_GIVEN MATERIAL_:
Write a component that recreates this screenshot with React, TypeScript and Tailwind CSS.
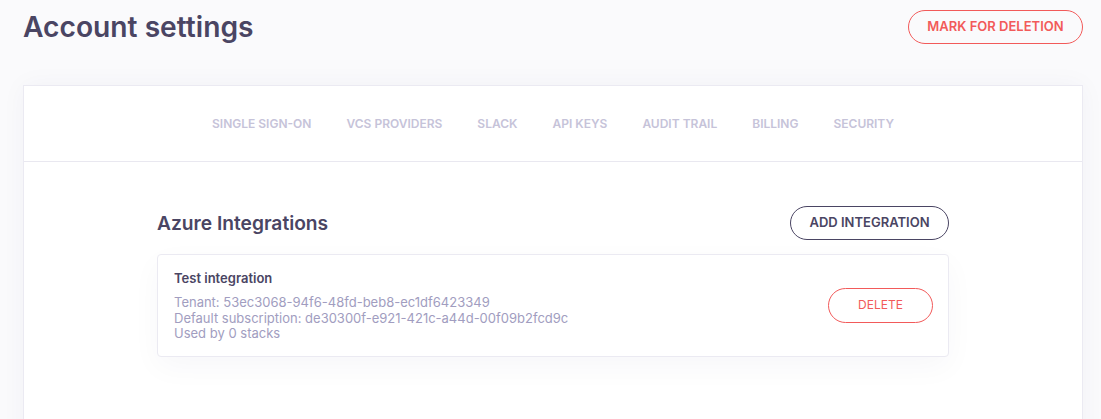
const tabs = ["Single Sign-On", "VCS Providers", "Slack", "API Keys", "Audit Trail", "Billing", "Security"];

const integration = {
  name: "Test integration",
  tenant: "53ec3068-94f6-48fd-beb8-ec1df6423349",
  subscription: "de30300f-e921-421c-a44d-00f09b2fcd9c",
  stacks: 0,
};

export default function App() {
  return (
    <div
      className="flex h-[419px] flex-col overflow-hidden bg-[#fafafc] pl-[23px] pr-[18px] pt-[10px] text-[#4a4563]"
      style={{ fontFamily: "Inter, 'Noto Sans', sans-serif" }}
    >
      <div className="flex items-center justify-between">
        <h1 className="text-[28.2px] font-semibold leading-[34px]">Account settings</h1>
        <button className="h-[34px] w-[175px] rounded-full border border-[#f25a5a] text-[13px] font-semibold text-[#f25a5a]">
          MARK FOR DELETION
        </button>
      </div>

      <div className="mt-[41px] h-[360px] shrink-0 border border-[#ebeaf2] bg-white shadow-[0_0_24px_rgba(40,30,90,0.04)]">
        <nav className="flex h-[76px] items-center justify-center gap-[35px] border-b border-[#e9e8f0]">
          {tabs.map((t) => (
            <span key={t} className="text-[12px] font-semibold uppercase text-[#c6c3d9]">
              {t}
            </span>
          ))}
        </nav>

        <div className="mx-auto w-[792px] pt-[44px]">
          <div className="flex items-center justify-between">
            <h2 className="text-[19.2px] font-semibold leading-[34px]">Azure Integrations</h2>
            <button className="h-[34px] w-[159px] rounded-full border border-[#4a4563] text-[13px] font-semibold">
              ADD INTEGRATION
            </button>
          </div>

          <div className="mt-[14px] flex items-center justify-between rounded-[4px] border border-[#ebeaf2] bg-white pl-[16px] pr-[15px] pt-[14px] pb-[14px] shadow-[0_10px_30px_rgba(40,30,90,0.035)]">
            <div>
              <div className="text-[13px] font-semibold leading-[18px]">{integration.name}</div>
              <div className="mt-[8px] text-[13px] leading-[15.5px] text-[#a19dc0]">
                <div>Tenant: {integration.tenant}</div>
                <div>Default subscription: {integration.subscription}</div>
                <div>Used by {integration.stacks} stacks</div>
              </div>
            </div>
            <button className="h-[35px] w-[105px] rounded-full border border-[#f25a5a] text-[12px] text-[#f25a5a]">
              DELETE
            </button>
          </div>
        </div>
      </div>
    </div>
  );
}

_EXERCISE AIM_:
Repeat the material above in full and exactly, apart from the pictures.

_REPLY_:
Write a component that recreates this screenshot with React, TypeScript and Tailwind CSS.
const tabs = ["Single Sign-On", "VCS Providers", "Slack", "API Keys", "Audit Trail", "Billing", "Security"];

const integration = {
  name: "Test integration",
  tenant: "53ec3068-94f6-48fd-beb8-ec1df6423349",
  subscription: "de30300f-e921-421c-a44d-00f09b2fcd9c",
  stacks: 0,
};

export default function App() {
  return (
    <div
      className="flex h-[419px] flex-col overflow-hidden bg-[#fafafc] pl-[23px] pr-[18px] pt-[10px] text-[#4a4563]"
      style={{ fontFamily: "Inter, 'Noto Sans', sans-serif" }}
    >
      <div className="flex items-center justify-between">
        <h1 className="text-[28.2px] font-semibold leading-[34px]">Account settings</h1>
        <button className="h-[34px] w-[175px] rounded-full border border-[#f25a5a] text-[13px] font-semibold text-[#f25a5a]">
          MARK FOR DELETION
        </button>
      </div>

      <div className="mt-[41px] h-[360px] shrink-0 border border-[#ebeaf2] bg-white shadow-[0_0_24px_rgba(40,30,90,0.04)]">
        <nav className="flex h-[76px] items-center justify-center gap-[35px] border-b border-[#e9e8f0]">
          {tabs.map((t) => (
            <span key={t} className="text-[12px] font-semibold uppercase text-[#c6c3d9]">
              {t}
            </span>
          ))}
        </nav>

        <div className="mx-auto w-[792px] pt-[44px]">
          <div className="flex items-center justify-between">
            <h2 className="text-[19.2px] font-semibold leading-[34px]">Azure Integrations</h2>
            <button className="h-[34px] w-[159px] rounded-full border border-[#4a4563] text-[13px] font-semibold">
              ADD INTEGRATION
            </button>
          </div>

          <div className="mt-[14px] flex items-center justify-between rounded-[4px] border border-[#ebeaf2] bg-white pl-[16px] pr-[15px] pt-[14px] pb-[14px] shadow-[0_10px_30px_rgba(40,30,90,0.035)]">
            <div>
              <div className="text-[13px] font-semibold leading-[18px]">{integration.name}</div>
              <div className="mt-[8px] text-[13px] leading-[15.5px] text-[#a19dc0]">
                <div>Tenant: {integration.tenant}</div>
                <div>Default subscription: {integration.subscription}</div>
                <div>Used by {integration.stacks} stacks</div>
              </div>
            </div>
            <button className="h-[35px] w-[105px] rounded-full border border-[#f25a5a] text-[12px] text-[#f25a5a]">
              DELETE
            </button>
          </div>
        </div>
      </div>
    </div>
  );
}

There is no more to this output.